Ransomware attackers have increasingly turned to malicious encryption within the healthcare sector, with a recent report from security firm Sophos indicating that 75% of ransomware attacks on healthcare organizations successfully encrypted data. This marks a worrying trend, as attackers have become more skilled and innovative in their approaches, reducing the ability of healthcare entities to thwart such attacks.
While in 2022, 34% of healthcare organizations managed to disrupt a ransomware attack before their data was encrypted, that number dropped to just 24% this year. The study, based on a survey of 3,000 IT and cybersecurity organizations across 233 healthcare entities, highlights the continuing threat ransomware poses to the healthcare sector.
The healthcare industry’s low levels of cybersecurity spending, particularly in rural or underserved communities, has made it a prime target for cyberattacks. This is exacerbated by the fact that many medical organizations prefer to pay ransoms rather than risk losing access to patient data, despite the potential consequences for patient care.
Ransomware attacks can disrupt clinical settings and negatively impact patient outcomes, as highlighted in a September 2021 alert by the Cybersecurity and Infrastructure Security Agency. However, there is some positive news as the rate of successful ransomware attacks on healthcare organizations has slightly decreased this year, even though the average ransom payout remains significant, with a median of $2.5 million.
The report also indicates that 90% of ransomware attacks on healthcare entities occur after regular business hours, as attackers aim to maximize their chances of success.

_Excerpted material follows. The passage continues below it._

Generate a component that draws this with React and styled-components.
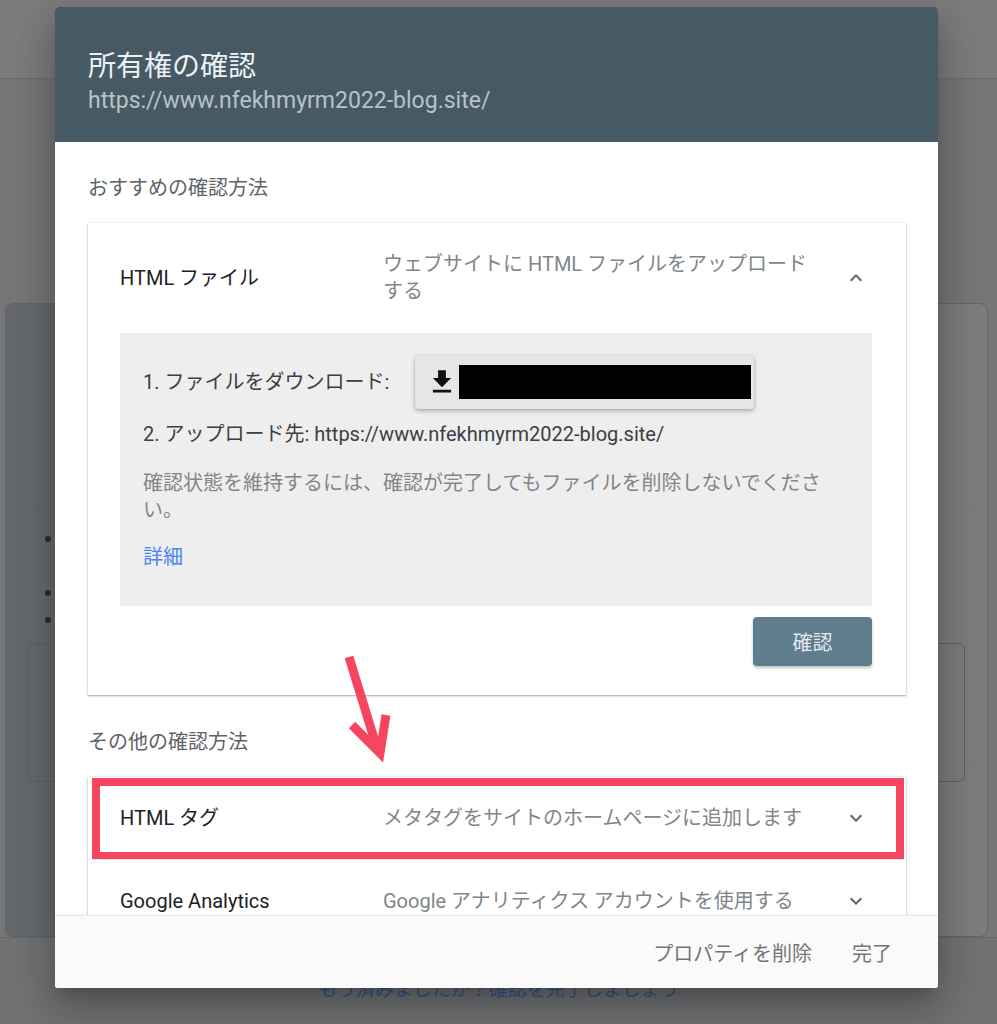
import React from 'react';
import styled, { createGlobalStyle } from 'styled-components';

const GlobalStyle = createGlobalStyle`
  html, body {
    margin: 0;
    padding: 0;
    background: #767678;
  }
  body {
    font-family: Roboto, "Noto Sans CJK JP", sans-serif;
    overflow: hidden;
  }
`;

const Page = styled.div`
  position: relative;
  width: 997px;
  height: 1024px;
  overflow: hidden;
  background: #767678;
`;

const TopBar = styled.div`
  height: 78px;
  background: #7c7c7e;
  border-bottom: 1px solid #6d6d6f;
`;

const Main = styled.div`
  padding-top: 224px;
`;

const BgCard = styled.div`
  margin: 0 9px 0 5px;
  height: 634px;
  box-sizing: border-box;
  border: 1px solid #636567;
  border-radius: 8px;
  background: linear-gradient(90deg, #65696c 0%, #6c6f72 45%, #7d7d7e 100%);
  overflow: hidden;
`;

const BgList = styled.ul`
  margin: 221px 0 0;
  padding-left: 58px;
  font-size: 19px;
  line-height: 27px;
  color: #2b2c2e;
`;

const BgBox = styled.div`
  margin: 10px 22px 0 22px;
  height: 137px;
  border: 1px solid #5e6062;
  border-radius: 6px;
`;

const BottomBar = styled.div`
  border-top: 1px solid #666769;
  background: #717274;
  height: 90px;
  padding-top: 36px;
  box-sizing: border-box;
  text-align: center;
  font-size: 19px;
  color: #35558f;
`;

const Dialog = styled.div`
  position: absolute;
  top: 7px;
  left: 55px;
  width: 883px;
  height: 981px;
  display: flex;
  flex-direction: column;
  background: #fff;
  border-radius: 3px;
  overflow: hidden;
  box-shadow: 0 11px 15px -7px rgba(0, 0, 0, 0.2),
    0 24px 38px 3px rgba(0, 0, 0, 0.14), 0 9px 46px 8px rgba(0, 0, 0, 0.12);
`;

const DialogHeader = styled.div`
  height: 135px;
  flex-shrink: 0;
  box-sizing: border-box;
  padding: 42px 33px 0;
  background: #465a65;
`;

const Title = styled.div`
  font-size: 28px;
  line-height: 36px;
  color: #eef1f3;
`;

const HeaderUrl = styled.div`
  margin-top: 1px;
  font-size: 23px;
  line-height: 30px;
  color: #b8c2c8;
`;

const DialogBody = styled.div`
  position: relative;
  flex: 1;
  overflow: hidden;
  padding: 33px 32px 0 33px;
`;

const SectionLabel = styled.div`
  font-size: 20px;
  line-height: 27px;
  color: #5f6368;
  margin: ${(p) => (p.$first ? '0' : '34px')} 0 21px;
`;

const MethodCard = styled.div`
  padding: 0 34px 29px 32px;
  background: #fff;
  box-shadow: 0 1px 3px rgba(0, 0, 0, 0.2), 0 1px 1px rgba(0, 0, 0, 0.12),
    0 0 2px rgba(0, 0, 0, 0.1);
`;

const MethodHeader = styled.div`
  display: flex;
  align-items: center;
  height: 110px;
`;

const MethodName = styled.div`
  width: 263px;
  flex-shrink: 0;
  font-size: 20px;
  line-height: 27px;
  color: #202124;
`;

const MethodDesc = styled.div`
  width: 432px;
  font-size: 20px;
  line-height: 27px;
  color: #80868b;
`;

const Chevron = styled.svg`
  width: 24px;
  height: 24px;
  margin-left: auto;
  margin-right: 4px;
  fill: #5f6368;
`;

const Panel = styled.div`
  background: #eeeeee;
  padding: 22px 40px 35px 23px;
  font-size: 20px;
  line-height: 27px;
  color: #3c4043;
`;

const StepRow = styled.div`
  display: flex;
  align-items: center;
  gap: 22px;
`;

const StepLabel = styled.span`
  width: 250px;
  flex-shrink: 0;
`;

const DownloadButton = styled.div`
  display: flex;
  align-items: center;
  gap: 6px;
  width: 339px;
  height: 54px;
  box-sizing: border-box;
  padding-left: 16px;
  background: #e6e6e6;
  border-radius: 4px;
  box-shadow: 0 2px 4px rgba(0, 0, 0, 0.28), 0 0 2px rgba(0, 0, 0, 0.1);
`;

const DownloadIcon = styled.svg`
  width: 22px;
  height: 26px;
  fill: #111;
`;

const Redacted = styled.span`
  display: block;
  width: 292px;
  height: 34px;
  background: #000;
`;

const StepText = styled.div`
  margin-top: 12px;
`;

const Note = styled.p`
  margin: 22px 0 0;
  color: #80868b;
`;

const MoreLink = styled.a`
  display: block;
  width: fit-content;
  margin-top: 20px;
  color: #4c84f0;
  text-decoration: none;
`;

const Actions = styled.div`
  display: flex;
  justify-content: flex-end;
  margin-top: 11px;
`;

const ConfirmButton = styled.button`
  width: 119px;
  height: 49px;
  border: none;
  border-radius: 4px;
  background: #5f7d8c;
  color: #e3e9ec;
  font-family: inherit;
  font-size: 20px;
  box-shadow: 0 2px 3px rgba(0, 0, 0, 0.25);
`;

const MethodList = styled.div`
  background: #fff;
  box-shadow: 0 1px 3px rgba(0, 0, 0, 0.2), 0 1px 1px rgba(0, 0, 0, 0.12),
    0 0 2px rgba(0, 0, 0, 0.1);
`;

const MethodRow = styled.div`
  position: relative;
  display: flex;
  align-items: center;
  height: 82px;
  padding: 0 34px 0 32px;
  border-top: ${(p) => (p.$first ? 'none' : '1px solid #e6e6e6')};

  ${(p) =>
    p.$highlight &&
    `
    &::after {
      content: '';
      position: absolute;
      top: 1px;
      bottom: -1px;
      left: 4px;
      right: 2px;
      border: 8px solid #f5455f;
    }
  `}
`;

const Arrow = styled.svg`
  position: absolute;
  left: 285px;
  top: 511px;
  width: 60px;
  height: 110px;
`;

const DialogFooter = styled.div`
  flex-shrink: 0;
  height: 72px;
  display: flex;
  justify-content: flex-end;
  align-items: center;
  gap: 16px;
  padding-right: 34px;
  background: #fafafa;
  border-top: 1px solid #e8e8e8;
  box-shadow: 0 -1px 3px rgba(0, 0, 0, 0.05);
`;

const TextButton = styled.button`
  border: none;
  background: none;
  padding: 0 12px;
  font-family: inherit;
  font-size: 20px;
  color: #757575;
`;

const ExpandIcon = ({ up }) => (
  <Chevron viewBox="0 0 24 24">
    {up ? (
      <path d="M12 8l-6 6 1.41 1.41L12 10.83l4.59 4.58L18 14z" />
    ) : (
      <path d="M16.59 8.59L12 13.17 7.41 8.59 6 10l6 6 6-6z" />
    )}
  </Chevron>
);

const siteUrl = 'https://www.nfekhmyrm2022-blog.site/';

const App = () => {
  return (
    <Page>
      <GlobalStyle />
      <TopBar />
      <Main>
        <BgCard>
          <BgList>
            <li>
              所有権の確認方法を選択してください
              <br />
              で確認できます
            </li>
            <li>確認済みのユーザー</li>
            <li>確認方法</li>
          </BgList>
          <BgBox />
        </BgCard>
      </Main>
      <BottomBar>もう済みましたか？確認を完了しましょう</BottomBar>

      <Dialog>
        <DialogHeader>
          <Title>所有権の確認</Title>
          <HeaderUrl>{siteUrl}</HeaderUrl>
        </DialogHeader>

        <DialogBody>
          <SectionLabel $first>おすすめの確認方法</SectionLabel>
          <MethodCard>
            <MethodHeader>
              <MethodName>HTML ファイル</MethodName>
              <MethodDesc>ウェブサイトに HTML ファイルをアップロードする</MethodDesc>
              <ExpandIcon up />
            </MethodHeader>
            <Panel>
              <StepRow>
                <StepLabel>1. ファイルをダウンロード:</StepLabel>
                <DownloadButton>
                  <DownloadIcon viewBox="4 2 16 20">
                    <path d="M19 9h-4V3H9v6H5l7 7 7-7zM5 18v2h14v-2H5z" />
                  </DownloadIcon>
                  <Redacted />
                </DownloadButton>
              </StepRow>
              <StepText>2. アップロード先: {siteUrl}</StepText>
              <Note>
                確認状態を維持するには、確認が完了してもファイルを削除しないでください。
              </Note>
              <MoreLink href="#">詳細</MoreLink>
            </Panel>
            <Actions>
              <ConfirmButton>確認</ConfirmButton>
            </Actions>
          </MethodCard>

          <SectionLabel>その他の確認方法</SectionLabel>
          <MethodList>
            <MethodRow $first $highlight>
              <MethodName>HTML タグ</MethodName>
              <MethodDesc>メタタグをサイトのホームページに追加します</MethodDesc>
              <ExpandIcon />
            </MethodRow>
            <MethodRow>
              <MethodName>Google Analytics</MethodName>
              <MethodDesc>Google アナリティクス アカウントを使用する</MethodDesc>
              <ExpandIcon />
            </MethodRow>
          </MethodList>

          <Arrow viewBox="0 0 60 110">
            <line x1="9" y1="4" x2="36" y2="92" stroke="#f5455f" strokeWidth="9" />
            <polyline
              points="12,72 40,100 46,62"
              fill="none"
              stroke="#f5455f"
              strokeWidth="9"
              strokeLinejoin="miter"
            />
          </Arrow>
        </DialogBody>

        <DialogFooter>
          <TextButton>プロパティを削除</TextButton>
          <TextButton>完了</TextButton>
        </DialogFooter>
      </Dialog>
    </Page>
  );
};

export default App;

The primary methods ransomware-wielding hackers use to breach healthcare networks are through compromised credentials, followed by vulnerability exploits.
The evolving sophistication of ransomware attacks and the speed with which cybercriminals attempt to penetrate corporate networks and deploy crypto-locking malware create significant challenges for the healthcare sector.
Despite these challenges, there has been a slight reduction in both the number of healthcare organizations impacted by ransomware and the number of those choosing to pay ransoms compared to the previous year.